A woodcut or wood block
print is a labor-intensive technique that involves making several
“plates,” each carved into the surface of the wood to generate a portion
of the final image. Every plate must be inked by hand and carefully
lined up, or registered,
so that it is in the proper position for pressure to be applied
manually or with a special press. The procedure is time-consuming,
painstaking, and messy—did I mention you have to use sharp tools and
could easily hurt yourself?
What a Relief!
You’ll stay clean and
relatively safe using Painter’s Woodcut effect. Incidentally, woodcuts
are considered relief prints because ink is applied to the uncut
surface, while the incised lines and carved out areas of the block leave
the paper unmarked. A good candidate for the woodcut look is an image
with strong line definition or bold textures. Let’s find a source image
in the Produce section of the Things > Food folder on the CD. I chose
Asparagus.jpg, shown in Figure 1. Another good choice is Pineapple_pile.jpg.
With your source image open, choose Effects > Surface Control > Woodcut and notice the array of settings available. Figure 2
shows the Woodcut dialog box. Notice that settings for Output Black and
Output Color are separate, and you can turn off either one. We’ll take
advantage of the independence of black from color in our preparation, so
cancel the effect for now. Make a copy of the image (Select > All,
then Edit > Copy) and use Edit > Paste in Place. Painter will
automatically make a new layer for the copy. Now you can apply color
effects to the canvas and black to the layer copy.
Turn off visibility of
the layer copy, and target (highlight) the canvas. Open the Woodcut
effect again. If it’s the last effect you invoked (even if you cancelled
it), it will be at the top of the Effects menu, so it’s easy to find
again. Disable Output Black and move the color sliders around until you
like what you see in the Preview window. Traditional woodcuts tend to
have a limited number of colors, so I reduced the N Colors to 16. I also
moved the Color Edge slider up to 25. This looked like the right amount
of simplification of color shapes. You can enable Output Black and
fiddle with those controls now to envision the final effects, but turn
it off again before you click OK. Only the Color Output layer is shown
in Figure 3. I accepted the default Auto Color, but imagine the fun you can have with an alternate color set.
Time to switch our
attention to the layer copy. Make it visible and highlight it. Call up
the Woodcut effect again. There’s a handy keyboard shortcut for the most
recent effect: Cmd/Ctrl+/ (forward slash). Use Output Black this time,
with Output Color disabled, and your best judgment about what settings
produce a pleasing amount of black detail. I used a high setting for
Black Edge and low values for the other variables. Click OK and you’ll
get a black-and-white result. Do you recall how to make the white parts
of the layer transparent so the canvas colors can show through? If you
said Gel or Multiply composite method, you’re absolutely right! But
check out Soft Light, too. It’s more subtle, and that’s not always a bad
thing.
So one reason to have the
effect on two separate layers is to play with composite methods. Here’s
another: you can create the effect of imperfect alignment by shifting
the layer a few pixels to the right or left and up or down. Figure 4
shows my finished woodcut with the layers just enough out of register
to help create the illusion that this is a fine art print made the hard
way.
Faux Silkscreen
A silkscreen print, or serigraph,
is created by squeezing ink through a fine mesh onto paper or t-shirts,
fabric, whatever. An image is created because parts of the mesh screen
are protected from the ink with some kind of resistant fluid, or resist.

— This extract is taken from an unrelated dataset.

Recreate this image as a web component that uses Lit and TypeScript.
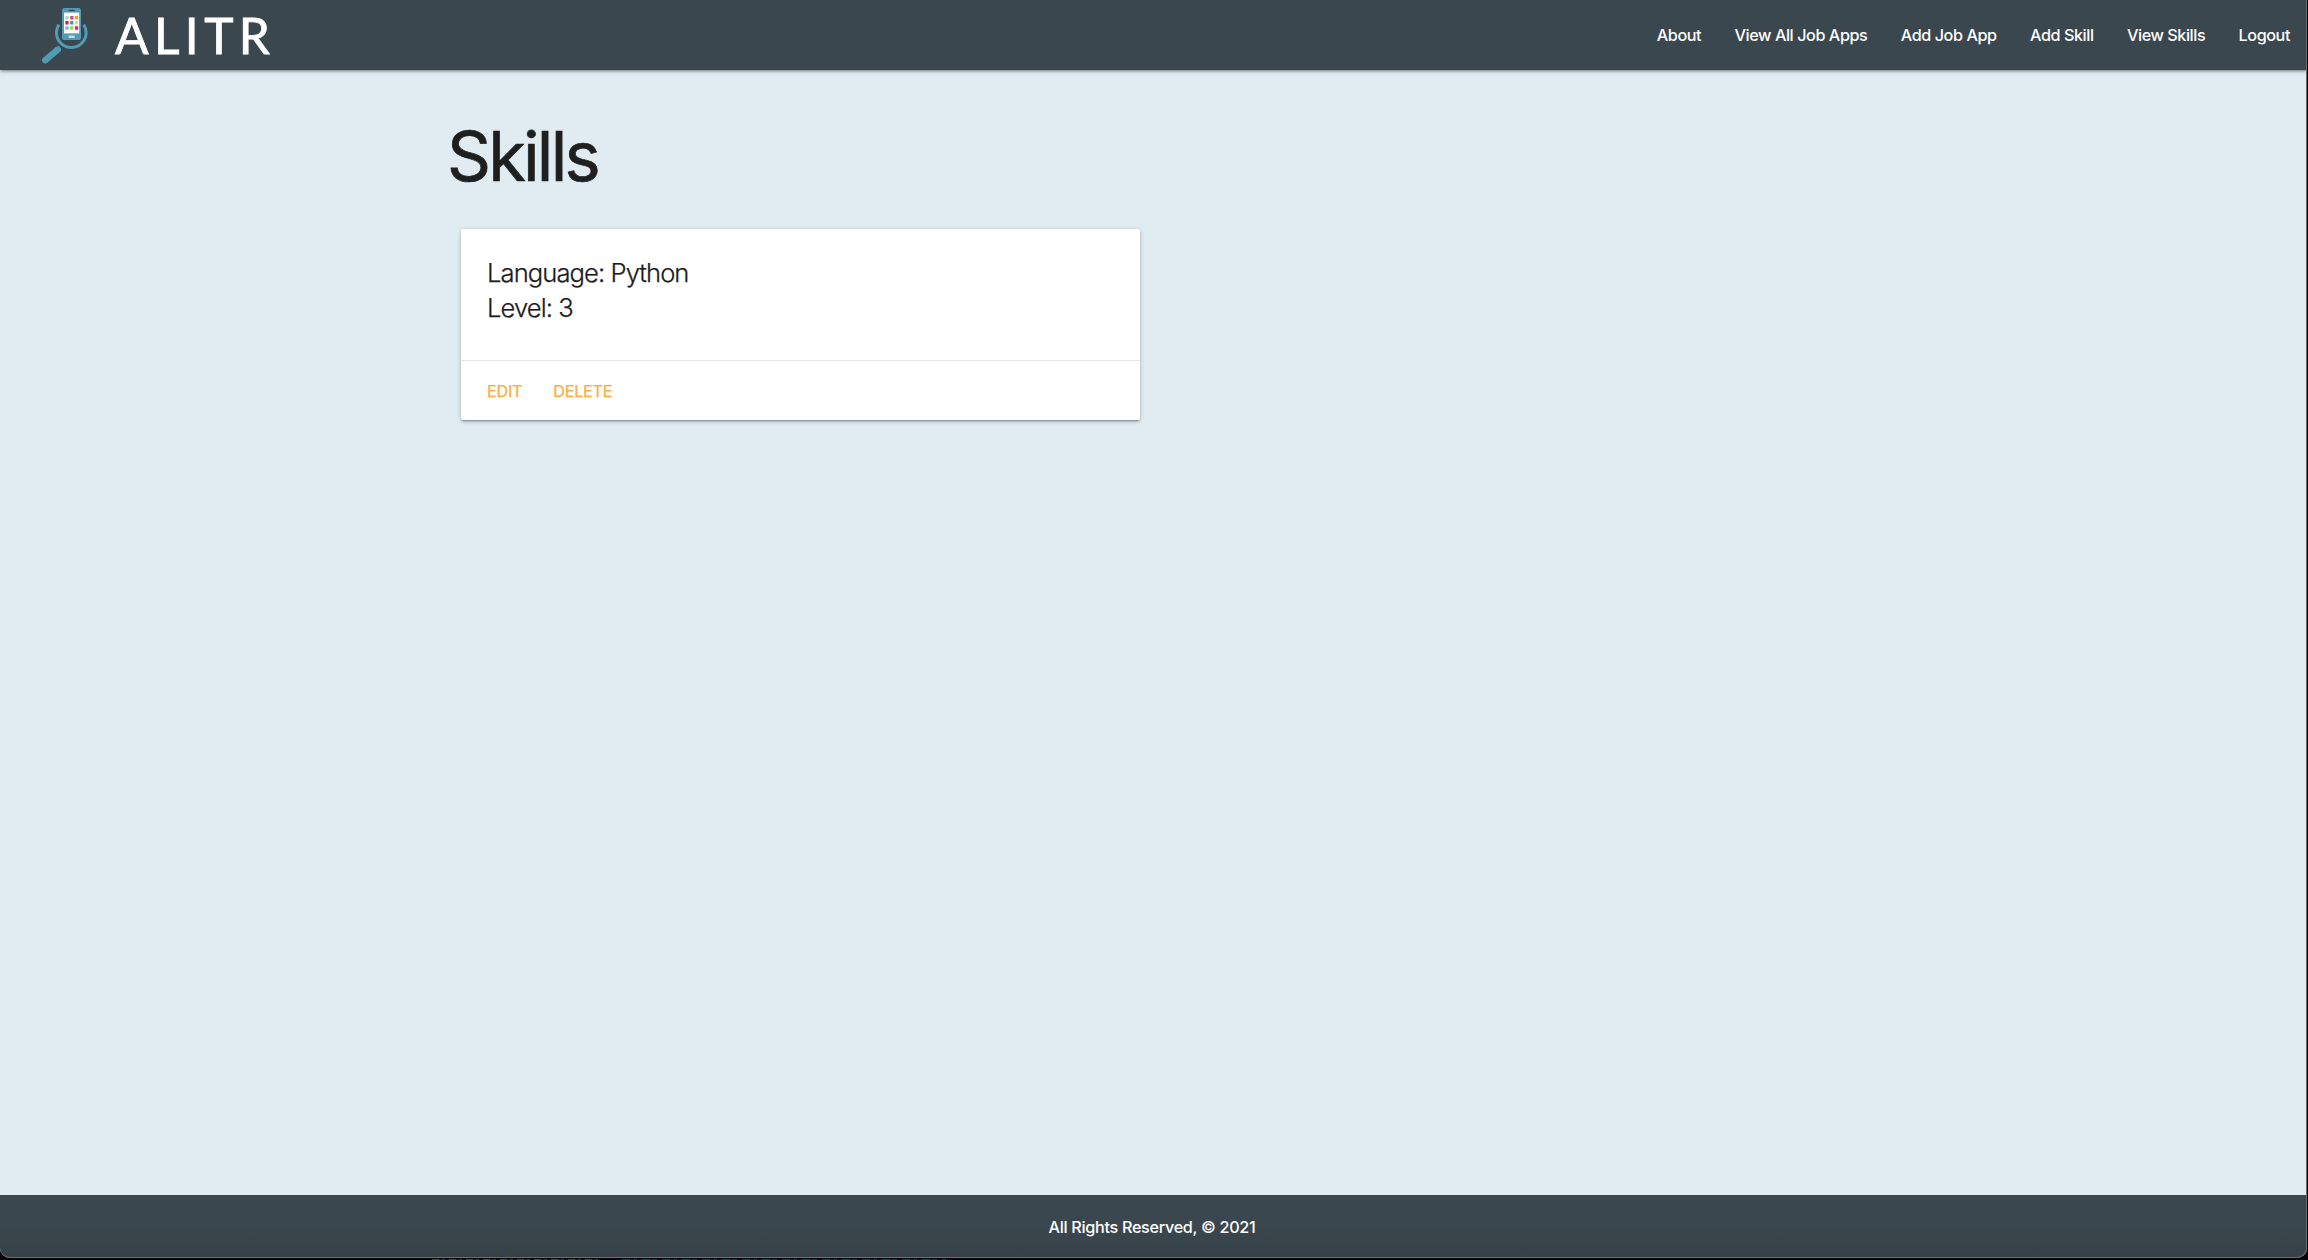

As with relief prints, several passes can be made using different
screen designs and different colors. Photographic images can be
transformed into silkscreen graphics, and these are most successful when
the original images are simplified.
Well, Painter has a
Serigraphy effect in the Surface Control group, right near the Woodcut
effect. But we’re not gonna use it. We can get better control and more
exciting options using another combination of effects to imitate a
silkscreen print.
Make a copy of the shoe on
another layer, as you did for the Woodcut exercise. We’ll use Effects
> Surface Control > Apply Screen on the new layer. (It doesn’t
matter if you start with the canvas image.) The Apply Screen dialog,
shown in Figure 6,
allows you to reduce the full range of tonality to just three flat
colors—any three colors you want. You also get to determine the
threshold for both color changes. Click on a swatch to pick a color,
then experiment with both Threshold sliders. Choose settings that will
enhance the snakeskin texture. Be sure to switch to Image Luminance in
the Using field. My results, shown in Figure 7,
include some accidental-looking bits of pink in the background. These
are great, and don’t even think about eliminating them! They give a
realistic, gritty quality to the image.
This
is already a bold graphic that could be used in a print ad or poster.
But you still have another layer to play with. Choose Effects > Tonal
Control > Posterize for the second copy, with four levels. Now comes
the fun of exploring different composite methods. You might like
several combinations, so be sure to save each one. Can you guess which
composite method is used in Figure 8?